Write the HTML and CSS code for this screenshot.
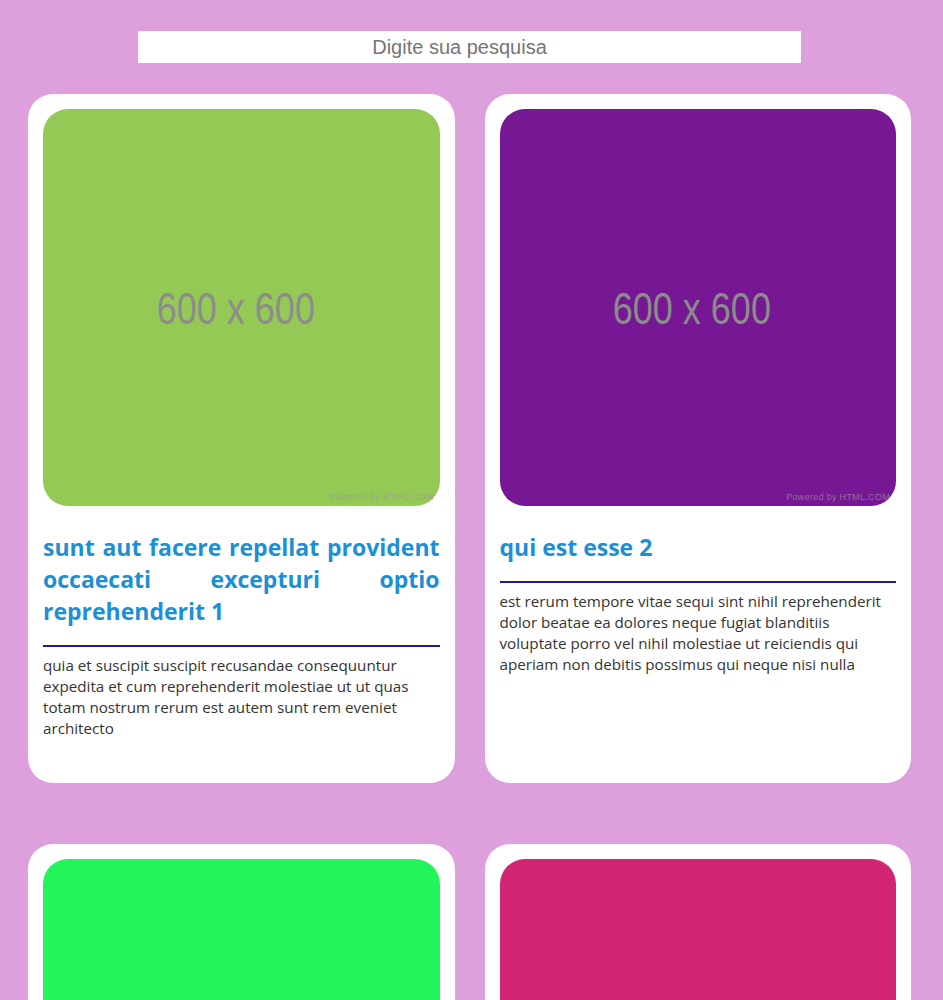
FILE: index.html
```html
<!DOCTYPE html>
<html lang="pt-BR">
<head>
<meta charset="utf-8">
<title>Posts</title>
<link rel="stylesheet" href="styles.css">
</head>
<body>
<div class="page">
  <div class="search-row">
    <input class="search" type="text" placeholder="Digite sua pesquisa">
  </div>
  <div class="grid">
    <div class="card">
      <div class="thumb thumb-green"><span class="thumb-label">600 x 600</span><span class="powered">Powered by HTML.COM</span></div>
      <h2 class="title">sunt aut facere repellat provident occaecati excepturi optio reprehenderit 1</h2>
      <div class="rule"></div>
      <p class="body">quia et suscipit suscipit recusandae consequuntur expedita et cum reprehenderit molestiae ut ut quas totam nostrum rerum est autem sunt rem eveniet architecto</p>
    </div>
    <div class="card">
      <div class="thumb thumb-purple"><span class="thumb-label">600 x 600</span><span class="powered">Powered by HTML.COM</span></div>
      <h2 class="title">qui est esse 2</h2>
      <div class="rule"></div>
      <p class="body">est rerum tempore vitae sequi sint nihil reprehenderit dolor beatae ea dolores neque fugiat blanditiis voluptate porro vel nihil molestiae ut reiciendis qui aperiam non debitis possimus qui neque nisi nulla</p>
    </div>
    <div class="card">
      <div class="thumb thumb-lime"><span class="thumb-label">600 x 600</span><span class="powered">Powered by HTML.COM</span></div>
      <h2 class="title">ea molestias quasi exercitationem repellat qui ipsa sit aut 3</h2>
      <div class="rule"></div>
      <p class="body">et iusto sed quo iure voluptatem occaecati omnis eligendi aut ad voluptatem doloribus vel accusantium quis pariatur molestiae porro eius odio et labore et velit aut</p>
    </div>
    <div class="card">
      <div class="thumb thumb-pink"><span class="thumb-label">600 x 600</span><span class="powered">Powered by HTML.COM</span></div>
      <h2 class="title">eum et est occaecati 4</h2>
      <div class="rule"></div>
      <p class="body">ullam et saepe reiciendis voluptatem adipisci sit amet autem assumenda provident rerum culpa quis hic commodi nesciunt rem tenetur doloremque ipsam iure quis sunt voluptatem rerum illo velit</p>
    </div>
  </div>
</div>
</body>
</html>
```

FILE: styles.css
```css
html, body {
  margin: 0;
  padding: 0;
  background: #dda0dd;
}

body {
  font-family: "Open Sans", "Noto Sans", sans-serif;
}

.page {
  padding: 31px 32px 40px 28px;
}

.search-row {
  display: flex;
  justify-content: center;
}

.search {
  width: 663px;
  height: 32px;
  box-sizing: border-box;
  border: none;
  outline: none;
  background: #ffffff;
  padding: 0 20px 0 0;
  text-align: center;
  font-family: "Liberation Sans", Arial, sans-serif;
  font-size: 20px;
  color: #333;
}

.search::placeholder {
  color: #757575;
}

.grid {
  margin-top: 31px;
  display: grid;
  grid-template-columns: 1fr 1fr;
  gap: 61px 30px;
}

.card {
  background: #ffffff;
  border-radius: 25px;
  padding: 15px 15px 44px;
}

.thumb {
  position: relative;
  aspect-ratio: 1 / 1;
  border-radius: 25px;
  display: flex;
  align-items: center;
  justify-content: center;
  padding-right: 11px;
  padding-top: 3px;
  box-sizing: border-box;
}

.thumb-green { background: #94c955; }
.thumb-purple { background: #761893; }
.thumb-lime { background: #22f55a; }
.thumb-pink { background: #d22573; }

.thumb-label {
  font-family: "Liberation Sans", Arial, sans-serif;
  font-size: 45px;
  color: #8c8c8c;
  transform: scaleX(0.8);
  white-space: nowrap;
}

.powered {
  position: absolute;
  right: 6px;
  bottom: 4px;
  font-family: "Liberation Sans", Arial, sans-serif;
  font-size: 9px;
  color: rgba(153, 153, 153, 0.7);
  letter-spacing: 0.3px;
}

.title {
  margin: 25px 0 0;
  font-size: 23px;
  line-height: 32px;
  font-weight: 700;
  color: #1c8fd5;
  text-align: justify;
}

.rule {
  margin-top: 18px;
  border-top: 2px solid #2a1696;
}

.body {
  margin: 8px 0 0;
  font-size: 15.2px;
  line-height: 21px;
  color: #333333;
}
```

☆ ☆ ☆

**What is being asked**
Leave out the pictures and retype every line above exactly.

**Output of the exercise**
Write the HTML and CSS code for this screenshot.
FILE: index.html
```html
<!DOCTYPE html>
<html lang="pt-BR">
<head>
<meta charset="utf-8">
<title>Posts</title>
<link rel="stylesheet" href="styles.css">
</head>
<body>
<div class="page">
  <div class="search-row">
    <input class="search" type="text" placeholder="Digite sua pesquisa">
  </div>
  <div class="grid">
    <div class="card">
      <div class="thumb thumb-green"><span class="thumb-label">600 x 600</span><span class="powered">Powered by HTML.COM</span></div>
      <h2 class="title">sunt aut facere repellat provident occaecati excepturi optio reprehenderit 1</h2>
      <div class="rule"></div>
      <p class="body">quia et suscipit suscipit recusandae consequuntur expedita et cum reprehenderit molestiae ut ut quas totam nostrum rerum est autem sunt rem eveniet architecto</p>
    </div>
    <div class="card">
      <div class="thumb thumb-purple"><span class="thumb-label">600 x 600</span><span class="powered">Powered by HTML.COM</span></div>
      <h2 class="title">qui est esse 2</h2>
      <div class="rule"></div>
      <p class="body">est rerum tempore vitae sequi sint nihil reprehenderit dolor beatae ea dolores neque fugiat blanditiis voluptate porro vel nihil molestiae ut reiciendis qui aperiam non debitis possimus qui neque nisi nulla</p>
    </div>
    <div class="card">
      <div class="thumb thumb-lime"><span class="thumb-label">600 x 600</span><span class="powered">Powered by HTML.COM</span></div>
      <h2 class="title">ea molestias quasi exercitationem repellat qui ipsa sit aut 3</h2>
      <div class="rule"></div>
      <p class="body">et iusto sed quo iure voluptatem occaecati omnis eligendi aut ad voluptatem doloribus vel accusantium quis pariatur molestiae porro eius odio et labore et velit aut</p>
    </div>
    <div class="card">
      <div class="thumb thumb-pink"><span class="thumb-label">600 x 600</span><span class="powered">Powered by HTML.COM</span></div>
      <h2 class="title">eum et est occaecati 4</h2>
      <div class="rule"></div>
      <p class="body">ullam et saepe reiciendis voluptatem adipisci sit amet autem assumenda provident rerum culpa quis hic commodi nesciunt rem tenetur doloremque ipsam iure quis sunt voluptatem rerum illo velit</p>
    </div>
  </div>
</div>
</body>
</html>
```

FILE: styles.css
```css
html, body {
  margin: 0;
  padding: 0;
  background: #dda0dd;
}

body {
  font-family: "Open Sans", "Noto Sans", sans-serif;
}

.page {
  padding: 31px 32px 40px 28px;
}

.search-row {
  display: flex;
  justify-content: center;
}

.search {
  width: 663px;
  height: 32px;
  box-sizing: border-box;
  border: none;
  outline: none;
  background: #ffffff;
  padding: 0 20px 0 0;
  text-align: center;
  font-family: "Liberation Sans", Arial, sans-serif;
  font-size: 20px;
  color: #333;
}

.search::placeholder {
  color: #757575;
}

.grid {
  margin-top: 31px;
  display: grid;
  grid-template-columns: 1fr 1fr;
  gap: 61px 30px;
}

.card {
  background: #ffffff;
  border-radius: 25px;
  padding: 15px 15px 44px;
}

.thumb {
  position: relative;
  aspect-ratio: 1 / 1;
  border-radius: 25px;
  display: flex;
  align-items: center;
  justify-content: center;
  padding-right: 11px;
  padding-top: 3px;
  box-sizing: border-box;
}

.thumb-green { background: #94c955; }
.thumb-purple { background: #761893; }
.thumb-lime { background: #22f55a; }
.thumb-pink { background: #d22573; }

.thumb-label {
  font-family: "Liberation Sans", Arial, sans-serif;
  font-size: 45px;
  color: #8c8c8c;
  transform: scaleX(0.8);
  white-space: nowrap;
}

.powered {
  position: absolute;
  right: 6px;
  bottom: 4px;
  font-family: "Liberation Sans", Arial, sans-serif;
  font-size: 9px;
  color: rgba(153, 153, 153, 0.7);
  letter-spacing: 0.3px;
}

.title {
  margin: 25px 0 0;
  font-size: 23px;
  line-height: 32px;
  font-weight: 700;
  color: #1c8fd5;
  text-align: justify;
}

.rule {
  margin-top: 18px;
  border-top: 2px solid #2a1696;
}

.body {
  margin: 8px 0 0;
  font-size: 15.2px;
  line-height: 21px;
  color: #333333;
}
```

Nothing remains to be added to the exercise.